_TASK TO CARRY OUT:_ Print exactly the lines that run from the line containing "Give me the" to the line containing "const tabs = ['Öznitelik", both included, and nothing else; pictures stay out.

== DATA SUPPLIED

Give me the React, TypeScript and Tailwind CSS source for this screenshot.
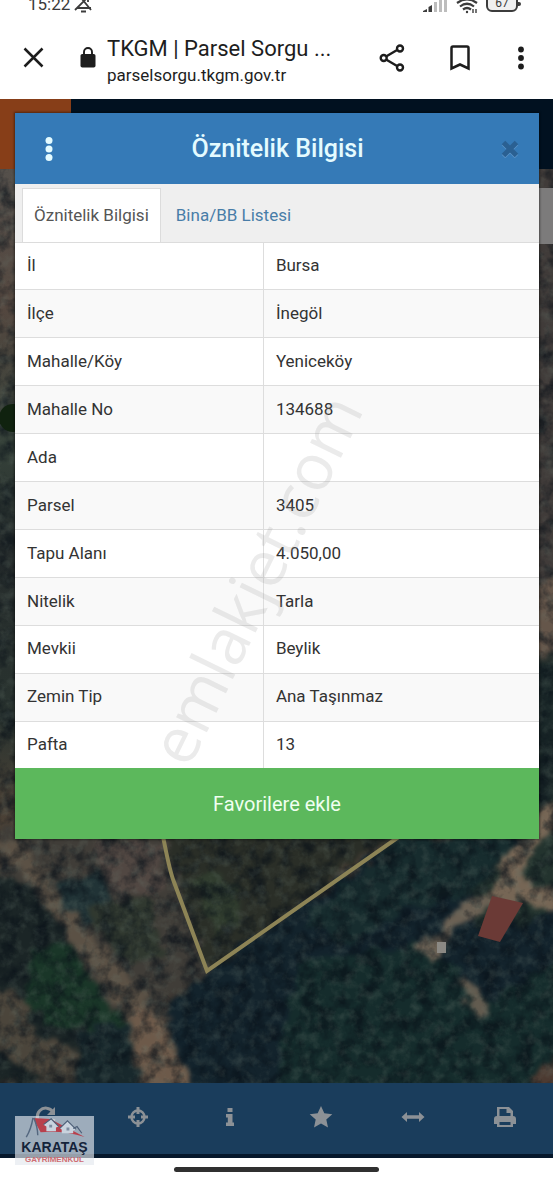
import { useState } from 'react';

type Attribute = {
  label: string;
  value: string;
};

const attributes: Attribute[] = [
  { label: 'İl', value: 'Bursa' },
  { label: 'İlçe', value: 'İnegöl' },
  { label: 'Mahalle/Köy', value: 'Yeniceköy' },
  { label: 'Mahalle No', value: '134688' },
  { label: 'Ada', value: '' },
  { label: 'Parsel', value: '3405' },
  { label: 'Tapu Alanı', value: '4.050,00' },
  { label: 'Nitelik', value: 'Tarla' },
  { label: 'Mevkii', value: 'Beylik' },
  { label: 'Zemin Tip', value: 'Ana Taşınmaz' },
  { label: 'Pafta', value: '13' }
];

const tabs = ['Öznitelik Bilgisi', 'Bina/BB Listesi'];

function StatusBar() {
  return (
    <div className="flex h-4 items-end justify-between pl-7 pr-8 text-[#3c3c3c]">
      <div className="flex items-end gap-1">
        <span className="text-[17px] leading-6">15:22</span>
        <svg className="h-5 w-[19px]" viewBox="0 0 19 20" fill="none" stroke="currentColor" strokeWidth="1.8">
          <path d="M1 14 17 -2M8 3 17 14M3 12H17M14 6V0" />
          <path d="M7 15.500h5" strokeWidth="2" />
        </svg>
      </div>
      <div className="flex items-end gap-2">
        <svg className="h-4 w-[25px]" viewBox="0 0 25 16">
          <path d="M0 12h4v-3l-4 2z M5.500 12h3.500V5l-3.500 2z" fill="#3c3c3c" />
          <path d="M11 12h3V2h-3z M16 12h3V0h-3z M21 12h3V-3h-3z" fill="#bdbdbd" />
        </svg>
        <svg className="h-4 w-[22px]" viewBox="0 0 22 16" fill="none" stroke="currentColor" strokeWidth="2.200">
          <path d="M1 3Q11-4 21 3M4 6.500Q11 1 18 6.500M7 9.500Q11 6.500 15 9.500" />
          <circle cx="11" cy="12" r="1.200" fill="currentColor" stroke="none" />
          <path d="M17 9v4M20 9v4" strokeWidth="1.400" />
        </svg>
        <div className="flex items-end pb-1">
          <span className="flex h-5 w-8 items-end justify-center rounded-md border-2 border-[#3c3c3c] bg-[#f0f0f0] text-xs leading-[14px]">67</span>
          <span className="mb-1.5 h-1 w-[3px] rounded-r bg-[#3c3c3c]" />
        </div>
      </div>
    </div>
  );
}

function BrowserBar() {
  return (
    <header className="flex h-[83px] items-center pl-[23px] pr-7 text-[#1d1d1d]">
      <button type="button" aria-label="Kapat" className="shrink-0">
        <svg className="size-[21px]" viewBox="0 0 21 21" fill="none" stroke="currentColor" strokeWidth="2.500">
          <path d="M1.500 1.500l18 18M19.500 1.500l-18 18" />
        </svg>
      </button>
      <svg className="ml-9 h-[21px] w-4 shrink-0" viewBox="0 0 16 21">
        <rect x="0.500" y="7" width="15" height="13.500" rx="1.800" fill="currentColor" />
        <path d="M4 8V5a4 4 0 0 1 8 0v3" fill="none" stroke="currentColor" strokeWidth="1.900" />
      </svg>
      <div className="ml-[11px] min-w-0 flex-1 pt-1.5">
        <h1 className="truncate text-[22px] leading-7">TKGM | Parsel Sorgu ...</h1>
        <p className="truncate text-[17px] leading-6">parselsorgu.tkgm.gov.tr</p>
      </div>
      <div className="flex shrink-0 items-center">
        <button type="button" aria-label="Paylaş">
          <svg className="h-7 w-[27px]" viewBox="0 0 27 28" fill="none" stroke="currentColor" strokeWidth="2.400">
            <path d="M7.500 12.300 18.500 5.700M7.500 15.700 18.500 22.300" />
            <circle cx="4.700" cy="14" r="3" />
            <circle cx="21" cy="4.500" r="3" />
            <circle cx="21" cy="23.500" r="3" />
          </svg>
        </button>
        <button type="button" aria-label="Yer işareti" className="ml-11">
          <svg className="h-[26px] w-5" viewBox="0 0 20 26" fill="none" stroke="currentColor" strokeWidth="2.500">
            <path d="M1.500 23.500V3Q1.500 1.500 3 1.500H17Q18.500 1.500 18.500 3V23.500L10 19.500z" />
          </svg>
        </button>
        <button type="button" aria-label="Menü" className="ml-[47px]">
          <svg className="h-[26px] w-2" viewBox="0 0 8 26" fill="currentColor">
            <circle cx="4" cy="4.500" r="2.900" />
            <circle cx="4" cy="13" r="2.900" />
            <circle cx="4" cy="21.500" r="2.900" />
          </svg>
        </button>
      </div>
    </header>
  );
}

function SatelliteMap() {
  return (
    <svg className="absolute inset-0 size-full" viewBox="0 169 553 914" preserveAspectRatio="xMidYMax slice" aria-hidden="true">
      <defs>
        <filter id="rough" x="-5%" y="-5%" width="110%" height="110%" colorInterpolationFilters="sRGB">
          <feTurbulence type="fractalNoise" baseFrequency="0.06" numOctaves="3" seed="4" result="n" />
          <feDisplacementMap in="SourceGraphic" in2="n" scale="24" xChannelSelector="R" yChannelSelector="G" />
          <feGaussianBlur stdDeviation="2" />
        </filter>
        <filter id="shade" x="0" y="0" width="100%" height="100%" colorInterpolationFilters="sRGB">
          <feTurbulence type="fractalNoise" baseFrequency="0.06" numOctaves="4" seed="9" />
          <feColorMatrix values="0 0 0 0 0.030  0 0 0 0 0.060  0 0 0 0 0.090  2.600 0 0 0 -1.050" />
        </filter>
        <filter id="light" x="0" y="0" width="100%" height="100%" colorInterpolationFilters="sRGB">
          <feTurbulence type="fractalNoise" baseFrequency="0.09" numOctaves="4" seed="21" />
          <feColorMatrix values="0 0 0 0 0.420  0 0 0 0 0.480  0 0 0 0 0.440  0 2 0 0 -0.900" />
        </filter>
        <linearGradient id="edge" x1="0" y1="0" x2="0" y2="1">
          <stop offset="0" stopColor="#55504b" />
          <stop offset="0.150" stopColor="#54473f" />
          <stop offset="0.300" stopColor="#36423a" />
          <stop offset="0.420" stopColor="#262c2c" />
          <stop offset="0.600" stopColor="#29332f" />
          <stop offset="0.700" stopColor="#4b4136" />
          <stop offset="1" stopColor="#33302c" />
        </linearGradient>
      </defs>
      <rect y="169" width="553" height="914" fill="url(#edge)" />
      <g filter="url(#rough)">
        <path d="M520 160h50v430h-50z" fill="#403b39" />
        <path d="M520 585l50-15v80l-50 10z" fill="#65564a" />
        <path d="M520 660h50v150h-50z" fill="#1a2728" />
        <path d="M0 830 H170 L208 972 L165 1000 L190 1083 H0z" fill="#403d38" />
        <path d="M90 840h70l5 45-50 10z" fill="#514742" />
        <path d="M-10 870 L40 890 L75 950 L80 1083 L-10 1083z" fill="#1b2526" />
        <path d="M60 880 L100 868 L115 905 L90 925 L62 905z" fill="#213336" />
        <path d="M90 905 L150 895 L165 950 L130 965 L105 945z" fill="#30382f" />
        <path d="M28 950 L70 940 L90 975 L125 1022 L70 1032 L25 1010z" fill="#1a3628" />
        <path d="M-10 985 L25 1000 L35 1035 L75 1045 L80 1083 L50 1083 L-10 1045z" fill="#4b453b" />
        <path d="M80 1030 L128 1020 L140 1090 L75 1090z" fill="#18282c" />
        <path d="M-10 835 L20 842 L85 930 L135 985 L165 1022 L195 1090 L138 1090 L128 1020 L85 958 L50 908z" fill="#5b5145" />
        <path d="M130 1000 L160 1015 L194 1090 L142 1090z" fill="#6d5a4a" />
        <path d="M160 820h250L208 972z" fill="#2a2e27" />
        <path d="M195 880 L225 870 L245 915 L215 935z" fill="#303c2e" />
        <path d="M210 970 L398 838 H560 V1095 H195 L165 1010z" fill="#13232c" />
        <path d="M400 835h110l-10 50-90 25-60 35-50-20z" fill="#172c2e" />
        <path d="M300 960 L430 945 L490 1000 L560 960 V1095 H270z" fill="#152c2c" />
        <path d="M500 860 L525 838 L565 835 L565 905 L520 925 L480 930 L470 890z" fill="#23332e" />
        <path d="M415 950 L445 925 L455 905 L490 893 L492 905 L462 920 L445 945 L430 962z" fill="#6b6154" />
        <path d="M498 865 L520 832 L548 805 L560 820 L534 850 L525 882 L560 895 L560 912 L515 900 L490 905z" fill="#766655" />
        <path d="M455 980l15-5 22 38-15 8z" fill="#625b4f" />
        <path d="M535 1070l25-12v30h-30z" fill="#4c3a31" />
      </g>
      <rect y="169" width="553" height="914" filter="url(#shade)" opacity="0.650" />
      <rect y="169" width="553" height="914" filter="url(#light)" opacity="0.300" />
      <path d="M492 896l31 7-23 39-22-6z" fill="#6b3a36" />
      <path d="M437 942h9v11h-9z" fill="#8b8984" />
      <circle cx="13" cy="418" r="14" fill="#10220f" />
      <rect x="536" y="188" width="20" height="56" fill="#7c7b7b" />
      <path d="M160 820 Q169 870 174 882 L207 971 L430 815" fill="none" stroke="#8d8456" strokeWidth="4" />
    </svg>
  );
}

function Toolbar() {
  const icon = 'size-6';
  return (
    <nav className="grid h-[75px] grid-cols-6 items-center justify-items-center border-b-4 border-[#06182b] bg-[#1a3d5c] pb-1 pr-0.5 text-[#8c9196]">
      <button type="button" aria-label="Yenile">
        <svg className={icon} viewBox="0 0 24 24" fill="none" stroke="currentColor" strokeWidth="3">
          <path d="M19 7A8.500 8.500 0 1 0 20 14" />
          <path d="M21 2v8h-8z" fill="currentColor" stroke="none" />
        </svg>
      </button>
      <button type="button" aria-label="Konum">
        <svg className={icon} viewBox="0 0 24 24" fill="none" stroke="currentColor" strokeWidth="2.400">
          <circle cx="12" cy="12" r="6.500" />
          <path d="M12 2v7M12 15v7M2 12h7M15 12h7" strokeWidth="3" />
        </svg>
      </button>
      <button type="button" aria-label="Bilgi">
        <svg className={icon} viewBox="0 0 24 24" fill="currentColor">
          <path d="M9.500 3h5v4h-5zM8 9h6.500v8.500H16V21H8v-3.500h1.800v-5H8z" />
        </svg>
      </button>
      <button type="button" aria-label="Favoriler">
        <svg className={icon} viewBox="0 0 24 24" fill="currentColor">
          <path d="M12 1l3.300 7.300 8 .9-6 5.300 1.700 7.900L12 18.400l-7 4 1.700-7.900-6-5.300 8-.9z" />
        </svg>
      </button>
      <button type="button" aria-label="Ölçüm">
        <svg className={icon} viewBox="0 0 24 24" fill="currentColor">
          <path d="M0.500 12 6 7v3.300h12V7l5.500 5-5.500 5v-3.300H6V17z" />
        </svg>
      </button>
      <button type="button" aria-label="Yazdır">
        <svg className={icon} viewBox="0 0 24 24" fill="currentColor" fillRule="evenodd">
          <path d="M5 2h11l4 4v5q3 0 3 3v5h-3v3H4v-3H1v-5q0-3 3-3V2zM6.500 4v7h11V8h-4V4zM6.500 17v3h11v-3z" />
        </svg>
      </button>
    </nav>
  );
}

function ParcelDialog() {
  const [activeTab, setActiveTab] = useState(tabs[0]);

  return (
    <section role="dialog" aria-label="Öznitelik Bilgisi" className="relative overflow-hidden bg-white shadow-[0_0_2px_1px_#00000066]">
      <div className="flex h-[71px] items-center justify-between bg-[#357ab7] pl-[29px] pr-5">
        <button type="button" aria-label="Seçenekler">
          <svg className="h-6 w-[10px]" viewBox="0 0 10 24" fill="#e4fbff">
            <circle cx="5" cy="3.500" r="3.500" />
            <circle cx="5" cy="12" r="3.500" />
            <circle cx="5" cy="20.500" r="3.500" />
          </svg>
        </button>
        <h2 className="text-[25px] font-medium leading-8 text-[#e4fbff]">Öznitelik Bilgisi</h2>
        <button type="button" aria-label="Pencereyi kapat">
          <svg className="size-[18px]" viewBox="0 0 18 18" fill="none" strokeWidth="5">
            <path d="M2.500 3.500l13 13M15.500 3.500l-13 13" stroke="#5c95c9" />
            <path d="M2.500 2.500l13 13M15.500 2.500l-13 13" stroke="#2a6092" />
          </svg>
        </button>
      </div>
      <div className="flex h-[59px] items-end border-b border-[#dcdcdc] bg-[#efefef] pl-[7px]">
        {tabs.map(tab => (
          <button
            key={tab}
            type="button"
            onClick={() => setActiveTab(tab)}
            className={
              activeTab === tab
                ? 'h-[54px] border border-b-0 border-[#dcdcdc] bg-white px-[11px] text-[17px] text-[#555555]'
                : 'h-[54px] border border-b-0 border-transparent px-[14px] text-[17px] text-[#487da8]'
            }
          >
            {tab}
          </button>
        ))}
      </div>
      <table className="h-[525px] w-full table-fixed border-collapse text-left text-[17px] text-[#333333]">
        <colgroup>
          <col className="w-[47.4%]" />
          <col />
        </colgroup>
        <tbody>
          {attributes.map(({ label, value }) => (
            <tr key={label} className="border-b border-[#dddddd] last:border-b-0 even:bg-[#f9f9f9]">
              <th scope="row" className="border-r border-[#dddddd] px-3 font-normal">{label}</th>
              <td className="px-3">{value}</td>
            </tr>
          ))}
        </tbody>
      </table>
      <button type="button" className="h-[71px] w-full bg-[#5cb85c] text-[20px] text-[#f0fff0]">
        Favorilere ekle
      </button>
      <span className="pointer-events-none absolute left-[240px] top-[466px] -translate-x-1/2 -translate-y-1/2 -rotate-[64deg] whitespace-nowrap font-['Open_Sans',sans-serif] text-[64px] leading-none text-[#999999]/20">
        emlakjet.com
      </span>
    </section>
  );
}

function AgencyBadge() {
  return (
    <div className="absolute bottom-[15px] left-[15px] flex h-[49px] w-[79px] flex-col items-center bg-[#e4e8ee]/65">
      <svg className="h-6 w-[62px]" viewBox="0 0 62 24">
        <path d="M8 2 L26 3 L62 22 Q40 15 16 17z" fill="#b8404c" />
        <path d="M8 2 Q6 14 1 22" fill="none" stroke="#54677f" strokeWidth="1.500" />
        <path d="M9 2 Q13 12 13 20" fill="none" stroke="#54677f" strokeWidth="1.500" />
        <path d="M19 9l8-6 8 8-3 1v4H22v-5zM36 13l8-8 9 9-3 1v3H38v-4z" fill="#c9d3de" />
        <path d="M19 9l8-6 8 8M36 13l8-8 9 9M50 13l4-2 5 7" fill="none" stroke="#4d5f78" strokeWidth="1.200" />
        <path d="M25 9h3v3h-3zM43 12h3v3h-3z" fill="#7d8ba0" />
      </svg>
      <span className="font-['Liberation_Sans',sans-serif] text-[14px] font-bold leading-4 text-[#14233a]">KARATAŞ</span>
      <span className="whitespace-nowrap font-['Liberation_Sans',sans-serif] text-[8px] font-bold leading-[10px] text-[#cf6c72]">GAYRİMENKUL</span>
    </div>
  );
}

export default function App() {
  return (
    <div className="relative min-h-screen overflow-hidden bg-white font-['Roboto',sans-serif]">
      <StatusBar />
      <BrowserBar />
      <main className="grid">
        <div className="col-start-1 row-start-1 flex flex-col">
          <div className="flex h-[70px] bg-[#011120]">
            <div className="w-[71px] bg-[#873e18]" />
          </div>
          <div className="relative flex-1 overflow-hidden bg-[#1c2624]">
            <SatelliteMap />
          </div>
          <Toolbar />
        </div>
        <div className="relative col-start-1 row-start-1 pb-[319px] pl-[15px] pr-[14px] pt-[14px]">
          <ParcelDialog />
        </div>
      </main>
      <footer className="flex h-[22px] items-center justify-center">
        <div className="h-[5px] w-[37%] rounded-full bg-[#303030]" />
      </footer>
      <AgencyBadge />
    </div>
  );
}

====
== DATA SUPPLIED

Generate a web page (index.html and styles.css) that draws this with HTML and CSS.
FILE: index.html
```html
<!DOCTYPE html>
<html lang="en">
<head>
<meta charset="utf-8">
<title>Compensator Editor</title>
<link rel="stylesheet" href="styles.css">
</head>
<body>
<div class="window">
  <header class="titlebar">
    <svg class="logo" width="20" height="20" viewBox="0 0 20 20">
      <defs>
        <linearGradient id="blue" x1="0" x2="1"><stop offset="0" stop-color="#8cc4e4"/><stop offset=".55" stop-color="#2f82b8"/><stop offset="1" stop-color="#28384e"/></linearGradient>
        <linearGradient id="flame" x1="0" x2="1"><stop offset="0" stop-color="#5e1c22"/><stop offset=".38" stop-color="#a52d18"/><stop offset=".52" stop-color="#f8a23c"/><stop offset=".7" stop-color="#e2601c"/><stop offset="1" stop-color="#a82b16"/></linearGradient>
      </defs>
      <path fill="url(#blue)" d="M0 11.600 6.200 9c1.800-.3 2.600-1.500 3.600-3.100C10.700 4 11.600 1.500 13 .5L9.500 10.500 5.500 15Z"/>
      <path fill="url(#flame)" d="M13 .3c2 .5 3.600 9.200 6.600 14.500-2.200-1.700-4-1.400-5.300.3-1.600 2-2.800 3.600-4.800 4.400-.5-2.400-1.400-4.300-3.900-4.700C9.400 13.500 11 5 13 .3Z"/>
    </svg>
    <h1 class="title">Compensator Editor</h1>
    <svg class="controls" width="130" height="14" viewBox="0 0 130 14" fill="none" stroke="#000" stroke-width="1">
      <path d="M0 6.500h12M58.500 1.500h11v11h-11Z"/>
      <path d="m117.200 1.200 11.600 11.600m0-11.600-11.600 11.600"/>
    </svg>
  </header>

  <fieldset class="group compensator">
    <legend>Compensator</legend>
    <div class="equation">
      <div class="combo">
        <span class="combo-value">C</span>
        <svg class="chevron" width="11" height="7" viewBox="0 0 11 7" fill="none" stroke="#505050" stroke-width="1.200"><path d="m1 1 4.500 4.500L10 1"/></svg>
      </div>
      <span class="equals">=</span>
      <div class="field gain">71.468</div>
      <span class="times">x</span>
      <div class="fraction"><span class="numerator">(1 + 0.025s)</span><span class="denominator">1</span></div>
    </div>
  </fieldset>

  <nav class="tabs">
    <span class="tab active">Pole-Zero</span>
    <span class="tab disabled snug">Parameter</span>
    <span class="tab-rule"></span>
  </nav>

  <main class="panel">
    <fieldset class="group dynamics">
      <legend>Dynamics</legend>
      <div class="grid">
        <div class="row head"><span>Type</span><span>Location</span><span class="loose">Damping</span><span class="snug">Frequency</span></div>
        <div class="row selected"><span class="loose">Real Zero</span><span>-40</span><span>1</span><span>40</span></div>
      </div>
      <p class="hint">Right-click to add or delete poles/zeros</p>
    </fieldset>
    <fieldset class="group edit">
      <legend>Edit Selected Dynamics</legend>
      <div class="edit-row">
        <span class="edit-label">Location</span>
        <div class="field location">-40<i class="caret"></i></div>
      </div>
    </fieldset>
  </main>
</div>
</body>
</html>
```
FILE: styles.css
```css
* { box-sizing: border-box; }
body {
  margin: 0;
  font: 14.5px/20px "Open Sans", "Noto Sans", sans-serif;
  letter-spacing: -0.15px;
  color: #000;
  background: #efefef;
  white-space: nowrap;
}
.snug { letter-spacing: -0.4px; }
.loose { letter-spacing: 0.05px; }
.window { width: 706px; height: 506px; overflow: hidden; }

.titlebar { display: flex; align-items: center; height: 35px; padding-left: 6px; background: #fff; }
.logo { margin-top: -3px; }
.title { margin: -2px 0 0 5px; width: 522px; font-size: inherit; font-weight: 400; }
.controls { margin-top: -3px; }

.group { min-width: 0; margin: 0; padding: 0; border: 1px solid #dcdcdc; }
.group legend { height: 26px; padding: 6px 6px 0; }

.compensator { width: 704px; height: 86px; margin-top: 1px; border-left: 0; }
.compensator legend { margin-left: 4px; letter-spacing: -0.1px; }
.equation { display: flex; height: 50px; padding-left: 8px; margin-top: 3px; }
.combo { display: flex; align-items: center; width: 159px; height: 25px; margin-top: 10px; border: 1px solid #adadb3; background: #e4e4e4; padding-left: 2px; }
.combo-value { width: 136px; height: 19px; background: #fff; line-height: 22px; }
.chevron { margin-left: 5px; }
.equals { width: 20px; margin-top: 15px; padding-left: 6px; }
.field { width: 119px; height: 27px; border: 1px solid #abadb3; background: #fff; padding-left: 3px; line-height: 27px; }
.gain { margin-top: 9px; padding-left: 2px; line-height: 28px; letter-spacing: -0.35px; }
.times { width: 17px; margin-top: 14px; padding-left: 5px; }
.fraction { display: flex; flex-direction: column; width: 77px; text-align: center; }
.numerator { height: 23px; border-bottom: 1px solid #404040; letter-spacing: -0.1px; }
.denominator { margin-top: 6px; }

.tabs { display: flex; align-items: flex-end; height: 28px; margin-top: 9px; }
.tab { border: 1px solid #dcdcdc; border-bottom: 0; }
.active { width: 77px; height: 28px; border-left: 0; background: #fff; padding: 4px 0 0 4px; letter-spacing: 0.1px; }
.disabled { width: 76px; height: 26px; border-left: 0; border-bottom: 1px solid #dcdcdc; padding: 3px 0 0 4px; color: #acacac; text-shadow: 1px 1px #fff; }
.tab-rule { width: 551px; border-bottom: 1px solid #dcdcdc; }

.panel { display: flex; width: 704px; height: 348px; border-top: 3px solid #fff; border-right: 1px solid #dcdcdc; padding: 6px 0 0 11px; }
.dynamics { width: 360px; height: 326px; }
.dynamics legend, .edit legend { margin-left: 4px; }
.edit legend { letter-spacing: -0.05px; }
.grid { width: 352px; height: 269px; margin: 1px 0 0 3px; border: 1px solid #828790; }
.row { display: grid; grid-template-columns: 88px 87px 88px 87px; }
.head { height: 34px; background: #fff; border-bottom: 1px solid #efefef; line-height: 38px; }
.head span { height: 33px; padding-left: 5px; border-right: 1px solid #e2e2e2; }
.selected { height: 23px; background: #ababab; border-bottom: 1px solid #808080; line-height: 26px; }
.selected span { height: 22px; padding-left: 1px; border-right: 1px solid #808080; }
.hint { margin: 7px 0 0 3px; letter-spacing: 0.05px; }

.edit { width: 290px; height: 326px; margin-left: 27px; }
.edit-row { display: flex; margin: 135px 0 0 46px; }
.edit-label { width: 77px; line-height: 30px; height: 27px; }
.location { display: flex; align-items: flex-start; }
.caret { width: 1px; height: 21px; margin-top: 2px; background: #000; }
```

====

_THE ANSWER:_
Give me the React, TypeScript and Tailwind CSS source for this screenshot.
import { useState } from 'react';

type Attribute = {
  label: string;
  value: string;
};

const attributes: Attribute[] = [
  { label: 'İl', value: 'Bursa' },
  { label: 'İlçe', value: 'İnegöl' },
  { label: 'Mahalle/Köy', value: 'Yeniceköy' },
  { label: 'Mahalle No', value: '134688' },
  { label: 'Ada', value: '' },
  { label: 'Parsel', value: '3405' },
  { label: 'Tapu Alanı', value: '4.050,00' },
  { label: 'Nitelik', value: 'Tarla' },
  { label: 'Mevkii', value: 'Beylik' },
  { label: 'Zemin Tip', value: 'Ana Taşınmaz' },
  { label: 'Pafta', value: '13' }
];

const tabs = ['Öznitelik Bilgisi', 'Bina/BB Listesi'];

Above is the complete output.